Бумага – на ходу, дыхание – на ней.
«Прощение и грусть» не фортель графомана,
вокруг сам Божий мир без сдачи и долгов,
где верою пошла и верою хромала…
Одно сама – хромаю. Всё сущее дал Бог.
Вплотную – ко стеклу – прижался стук и лепет.
Ноябрь – плохие дни – подмоченный прикид.
Сомнительный снежок навстречу бьёт и лепит
бесформенный сюжет рассудку вопреки.
Ату его, ату – прогнать не в силах вовсе.
Отбросить, повернуть – догонит и додаст.
То в зиму каплет день, то ночь впадает в осень —
что этакой чреде до правил и до дат?
Сиди.
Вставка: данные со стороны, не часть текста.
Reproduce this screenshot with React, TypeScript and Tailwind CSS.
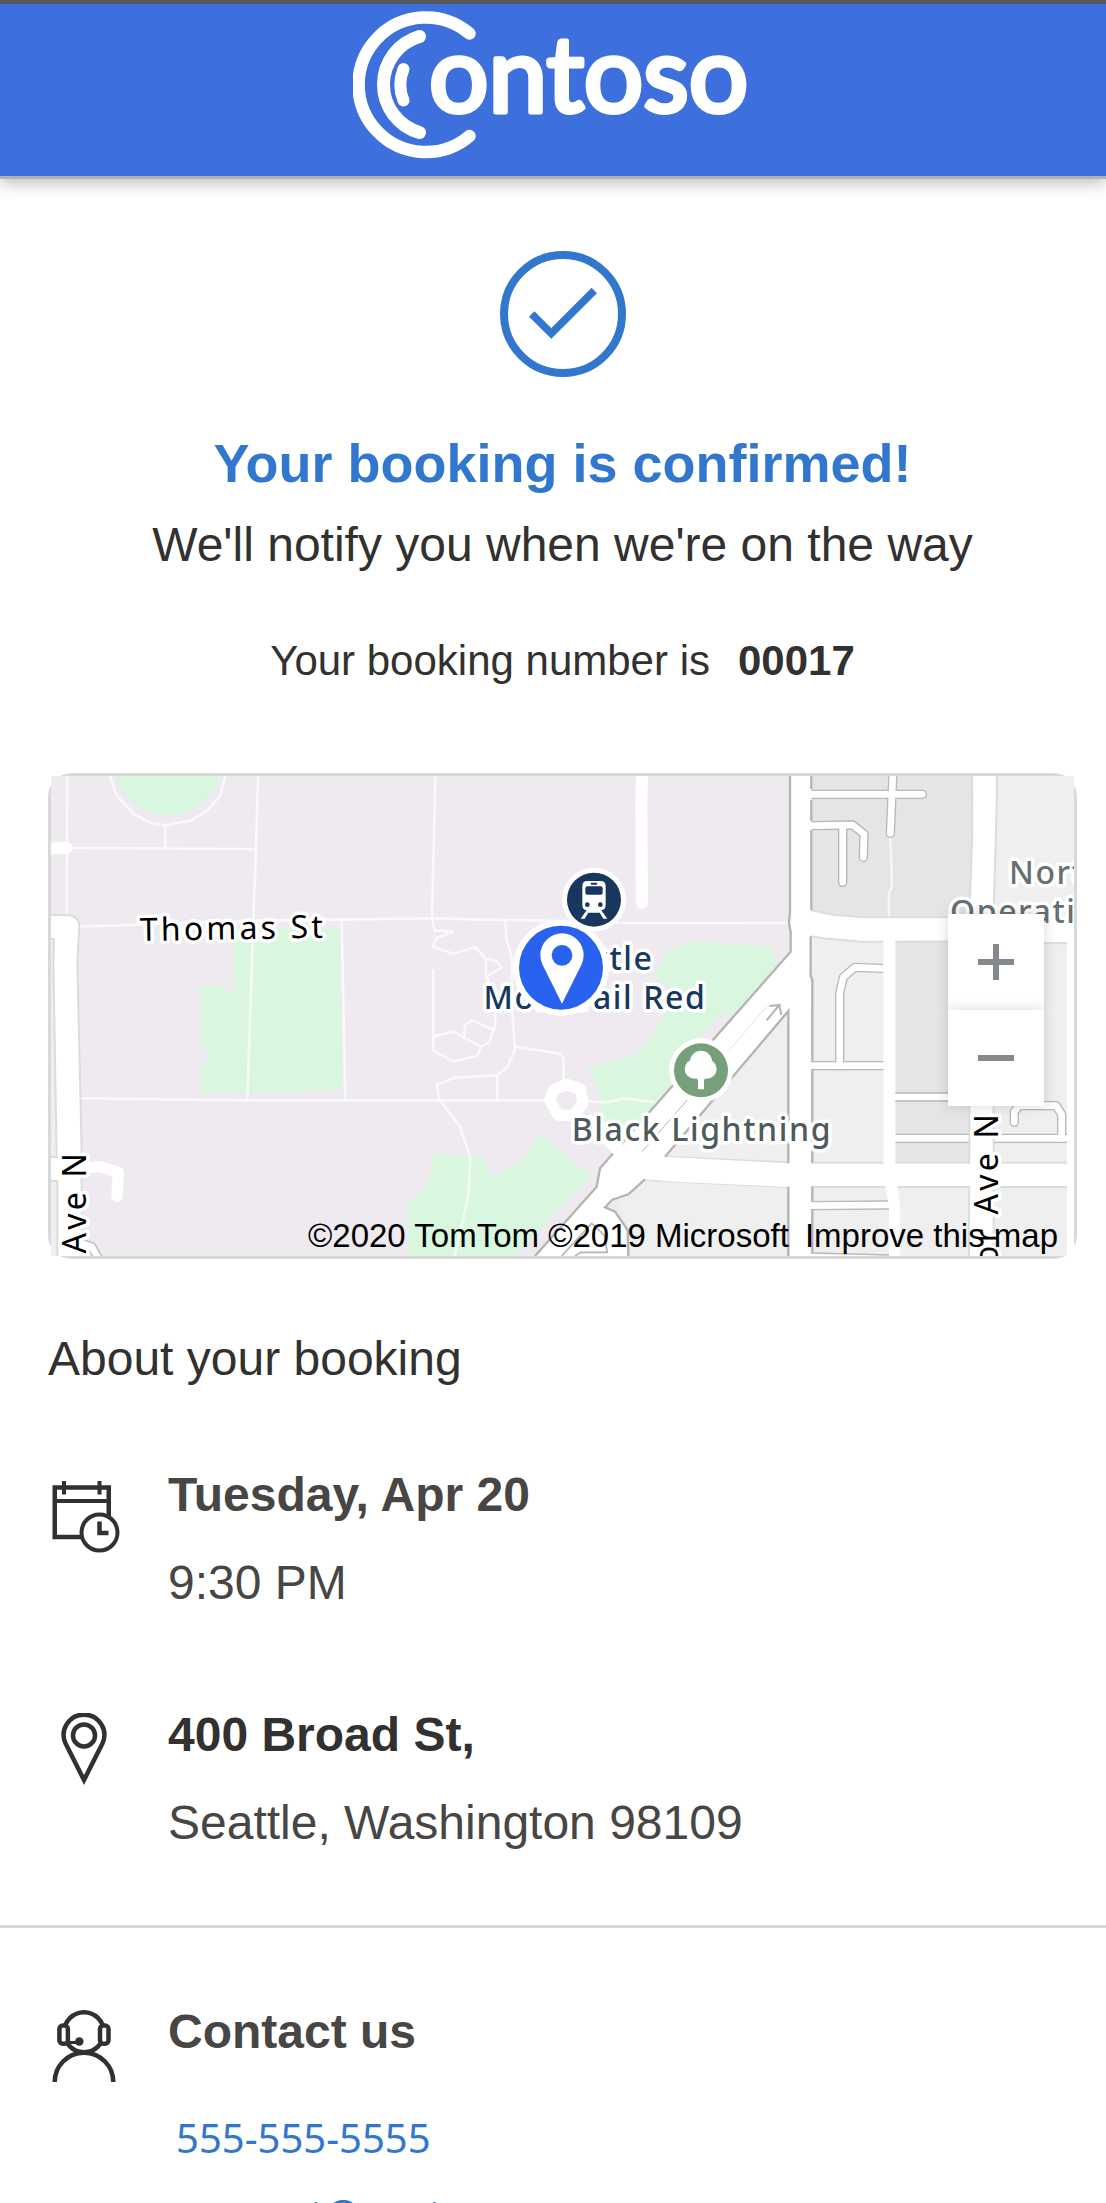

Пиши в тетрадь. Рифмуй, косясь в потёмки.
Там, право, по серьгам и братьям и сестрам…
Где резво лепят баб горластые потомки…
И караулит «зверь» с названием «се страх»…
Ату его, ату! Гляди в глаза, не прячась.
Живи своей чредой в законе – благодать
не минует, придёт, сотрёт рукою прачки
ненужные следы, неведомо – когда.
Теперь в чести ноябрь, ущерб и непогода —
мы все отчасти как отставшие от стай
пернатые… С крылом, до срока непохожим
с грядущим, что спешит и медлит прорастать.
Российского житья не вычерпать заочно,
как неродимых щей ни пробуй, ни хвали…
Как ни востри перо – ему ответит прочерк.
Какая жизнь… Ноябрь – гримаса, маска, лик?
В саду Монсо или в ещё
Саду задержишься недолго,
вмещаешься тогда – не только
в земную поросль. Тайный счёт
уже ведётся. Под ногою
ещё земля, границы, мир…
Всё движется – в единый миг
предстать нагою подноготной.
…Где все сады земли полны и откровенны
и бродит молоком взрослеющий рассвет,
где сам ложится свет мозаикой Равенны
и тает на глазах (увидишь: раз – и нет)…
В Италию… В кувшин, в сапог, в ковчег, в колодец…
О, путник, Ной, вино, прозрачная вода…
Что проще – полюбить?! Труднее – не воздать…
Покажется – уже… Но не достичь Коломны
ещё (её холмов ни счётом, ни красой
особой не равнять с семью)… Вечерний Рим
слит с вечностью в один мерцающий сосуд,
чтоб чисто смыть росой тысячелетний грим,
где мальчики земли волчицы грудь сосут…
Что ж Русская земля, что Старицы удел?
Лишь высмотреть глаза и снегом протереть.
И дальше по холмам коломенским… теперь —
как прежде и потом! Без мировых утех.